FIGS. 6-11 are graphs of measured characteristics of the particular embodiment described above. The antenna is operated at the stated 915 MHz. FIG. 6 presents the measured log-plot of the field pattern's return loss showing the antenna radiates best at 915 MHz. FIG. 7 presents the embodiment's measured data in Smith Chart form displaying the antenna impedance. The data shows that the antenna's impedance is precisely matched at 915 MHz. FIG. 8 is a measured phase plot of the embodiment showing the phase changes little in the radiated pattern at 915 MHz. FIG. 9 shows that the antenna emits at a small frequency range centered on 915 MHz resulting in a high antenna Q. FIG. 10 displays the embodiments measured polar plot, showing the antenna is in nearly perfectly matched at 915 MHz. FIG. 11 displays the Standing Wave Ratio (SWR) by frequency of the embodiment, clearly showing an SWR of 1.0 at 915 MHz.
FIG. 12 is a perspective view of a second embodiment of a directional antenna. In FIG. 12, middle layers 36 are thicker than those above and below them. Modeling and experimentation indicate that the higher the dielectric constant of the middle layers and the thicker those middle layers, the smaller the size of the antenna.

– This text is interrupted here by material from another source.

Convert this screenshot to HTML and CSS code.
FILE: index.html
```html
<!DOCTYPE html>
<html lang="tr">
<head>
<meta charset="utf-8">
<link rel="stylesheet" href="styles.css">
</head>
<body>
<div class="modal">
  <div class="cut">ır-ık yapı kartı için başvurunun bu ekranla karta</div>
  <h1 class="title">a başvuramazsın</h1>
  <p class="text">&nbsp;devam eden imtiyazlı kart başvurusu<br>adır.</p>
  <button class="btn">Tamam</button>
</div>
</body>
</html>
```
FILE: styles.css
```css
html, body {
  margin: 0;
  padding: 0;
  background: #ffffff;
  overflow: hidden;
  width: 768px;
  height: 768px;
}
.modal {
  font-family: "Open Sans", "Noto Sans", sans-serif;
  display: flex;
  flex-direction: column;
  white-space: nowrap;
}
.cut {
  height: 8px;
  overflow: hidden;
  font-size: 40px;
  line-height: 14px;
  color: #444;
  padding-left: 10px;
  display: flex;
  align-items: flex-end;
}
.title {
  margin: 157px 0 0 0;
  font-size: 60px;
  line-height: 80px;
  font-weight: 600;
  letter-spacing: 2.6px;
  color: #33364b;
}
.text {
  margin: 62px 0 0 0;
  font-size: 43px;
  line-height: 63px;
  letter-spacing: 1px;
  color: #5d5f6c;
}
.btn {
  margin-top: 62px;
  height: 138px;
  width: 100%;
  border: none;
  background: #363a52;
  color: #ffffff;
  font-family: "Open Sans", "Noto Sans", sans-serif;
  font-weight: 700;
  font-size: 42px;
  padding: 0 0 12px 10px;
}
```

Although at least one specific embodiment of a directional antenna is described above, it should be understood that many other embodiments are possible and that the invention of the current application should not be limited to the specific examples described. Additionally, the structure of the directional antenna may be maintained with any of several possible techniques. For example, the several layers may be held together by adhesives between the layers, or held together by screws passing through the several layers, or held together by an external frame clamping the layers together, etc. Other techniques are possible as well.